Though we think of the essence of honey as sweetness, the English word arises from its colour. Honey comes from an Indo-European root meaning yellow. —Harold McGee, On Food and Cooking (Hodder & Stoughton, 2004)

The star ingredient of this dish is the Parisian honey Miel béton (Concrete Honey). To visualise the colourful neighbourhoods, flowers and cultures of Saint Denis, where the honey is harvested, we paired the honey with a lively selection from the salad bar: carrot salad with candied violets, banana and parsley with banana raita, a tangy fennel salad and a small side serve of hard cheese and chamomile powder. All ingredients can be served on one plate, visualising the (bio)diversity of urban environments.

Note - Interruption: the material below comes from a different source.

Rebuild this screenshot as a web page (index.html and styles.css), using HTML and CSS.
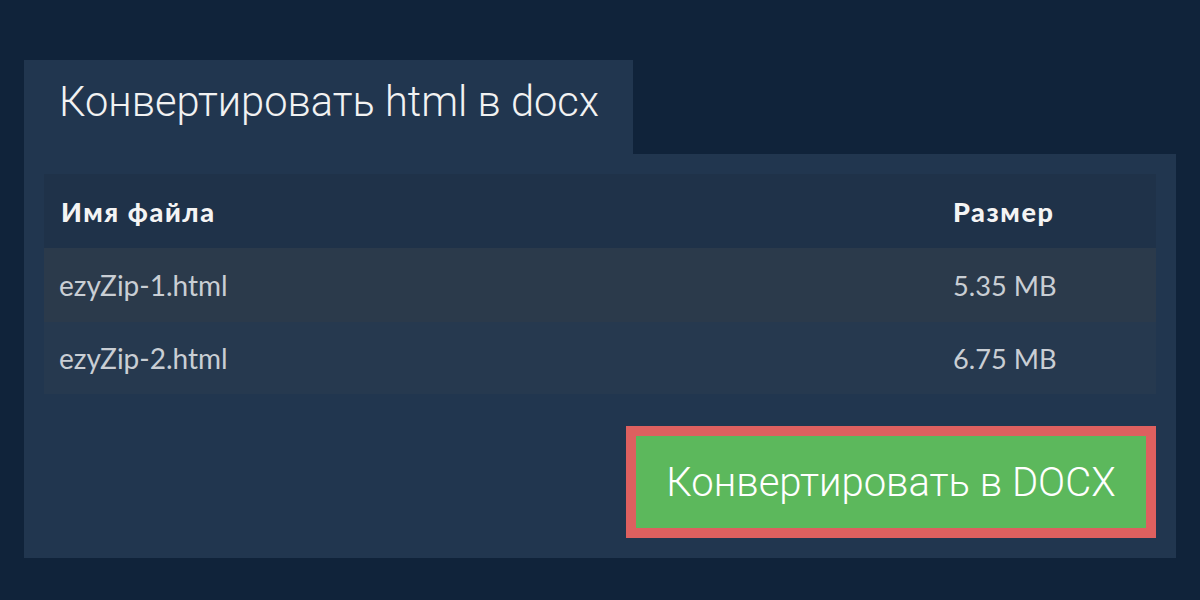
FILE: index.html
```html
<!DOCTYPE html>
<html lang="ru">
<head>
<meta charset="utf-8">
<title>Конвертировать html в docx</title>
<link rel="stylesheet" href="styles.css">
</head>
<body>
<div class="page">
  <div class="tab"><h1 class="title">Конвертировать html в docx</h1></div>
  <div class="panel">
    <div class="table">
      <div class="row head">
        <div class="cell">Имя файла</div>
        <div class="cell size">Размер</div>
      </div>
      <div class="row odd">
        <div class="cell">ezyZip-1.html</div>
        <div class="cell size">5.35 MB</div>
      </div>
      <div class="row even">
        <div class="cell">ezyZip-2.html</div>
        <div class="cell size">6.75 MB</div>
      </div>
    </div>
    <div class="actions">
      <button class="convert">Конвертировать в DOCX</button>
    </div>
  </div>
</div>
</body>
</html>
```

FILE: styles.css
```css
* { box-sizing: border-box; }
html, body { margin: 0; padding: 0; }
body {
  background: #10233a;
  width: 1200px;
  height: 600px;
  overflow: hidden;
  font-family: "Lato", "Liberation Sans", sans-serif;
}
.page {
  padding: 60px 24px 0 24px;
}
.tab {
  width: 609px;
  height: 94px;
  background: #21364f;
  display: flex;
  align-items: center;
  padding-left: 35px;
  padding-bottom: 10px;
}
.title {
  margin: 0;
  font-family: "Roboto", sans-serif;
  font-weight: 300;
  font-size: 41.6px;
  color: #f2f2f2;
  line-height: 1;
}
.panel {
  background: #21364f;
  padding: 20px;
  height: 404px;
}
.table {
  display: flex;
  flex-direction: column;
}
.row {
  display: grid;
  grid-template-columns: 1fr 203px;
  align-items: center;
  font-size: 27.5px;
}
.head {
  height: 74px;
  background: #1f3249;
  color: #f4f4f4;
  font-weight: 900;
  font-size: 27px;
  letter-spacing: 1.6px;
}
.odd {
  height: 74px;
  background: #2b3a4b;
  color: #c9ced4;
}
.even {
  height: 72px;
  background: #26394f;
  color: #c9ced4;
}
.cell {
  padding-left: 15px;
  font-size: 28px;
}
.head .cell { padding-left: 17px; font-size: 27px; }
.size { padding-left: 0; font-size: 27.2px; }
.head .size { padding-left: 0; }
.actions {
  display: flex;
  justify-content: flex-end;
  margin-top: 32px;
}
.convert {
  width: 530px;
  height: 112px;
  background: #5cb85c;
  border: 10px solid #de605f;
  color: #ffffff;
  font-family: "Roboto", sans-serif;
  font-weight: 300;
  font-size: 40px;
  padding: 0;
  cursor: pointer;
}
```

  • 500 g carrots (suitable for eating raw)
  • 1 teaspoon honey (Miel béton)
  • Fleur de sel to taste
  • Pinch of coriander powder
  • 50 candied violets
  • 25 fresh violets

Shred the carrots using a mandoline (or a grater). Place in an airtight container and reserve in the fridge until needed. Combine fleur de sel with honey and coriander. Mix into the carrots. Leave to soak for about half an hour. Plate. Garnish with candied and fresh violets.

carot salad notes

  • 500 g Parmiggiano-Reggiano (or similar hard-cooked cheese)
  • 100 g dried chamomile flowers
  • Small jar of Miel béton (or any other urban honey)
  • Pinch of coarsely ground black pepper

Blend dried chamomile flowers in a blender and reserve until needed. Break the cheese in irregular chunks. Drizzle with Miel béton and pepper. Dust with chamomile powder.

  • 2 fennel bulbs
  • 2 pomegranates
  • 2 grapefruits
  • 1 cucumber
  • Juice and zest of 1 lemon
  • 1 teaspoon of Miel béton
  • 1 teaspoon of mild olive oil
  • Pinch of salt and pepper

Make a vinaigrette by juicing and zesting a lemon, adding the honey, oil, salt and pepper. Reserve in the fridge. Cut fennel and cucumber in small cubes. Cut grapefruit in half (star-shape) and “dig out” the triangle-slices. Separate pomegranate seeds, making sure that none of the bitter skin remains. Mix all ingredients.

For the bananas:

  • 4 bananas (not too ripe)
  • 1 bunch of flat leaf parsley
  • 1 tablespoon of flour
  • Pinch of salt
  • 50 g margarine

Chop the parsley very fine. Mix with a bit of salt and flour. Slice bananas in thick rings. Cover the bananas in the parsley mixture and fry in margarine until soft.

For the raita:

  • 250 ml thick (Greek style) yogurt
  • 1 teaspoon black mustard seeds
  • 3 bananas, cut 1 cm thick
  • 1 small green chilli pepper cut in thin rings
  • ½ teaspoon Miel béton (or any other urban honey)
  • Water and salt to taste

Mix the yoghurt with a bit of water in the blender until it gets a smooth and semi-liquid consistency. Roast mustard seeds in a dry frying pan until they start bursting (cover the pan while roasting). Mix all ingredients with the yogurt. Salt as needed.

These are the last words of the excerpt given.